The shared data is stored in Parquet format, which is a column storage format designed for efficient data storage and retrieval. In addition to the Parquet files, a metadata layer is added to fulfill the Delta format requirements. Among other things, this metadata layer makes it possible to fetch all the data in a table that was added after a certain timestamp.

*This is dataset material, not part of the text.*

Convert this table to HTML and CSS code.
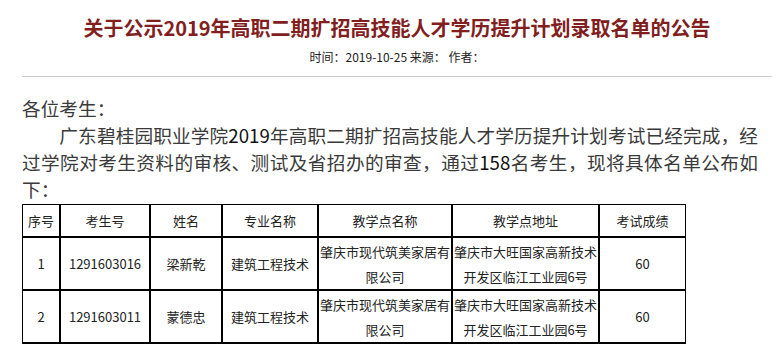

Each time a share is updated, new files are added to it, using append mode. This means there can be several versions of a record in the shared dataset. For example, if a contact updates their address, both the old and the updated record will be available in the shared dataset. To determine if a record is of a later version, the column “import_date_time” in the data is used. This contains timestamps showing when a record was added.

Delta share REST APIs

The Delta Sharing Protocol has a number of REST APIs that can be used to programmatically integrate with the shared data. An overview of the most useful ones is given in this article. For more details go to the Delta Sharing Protocol Github.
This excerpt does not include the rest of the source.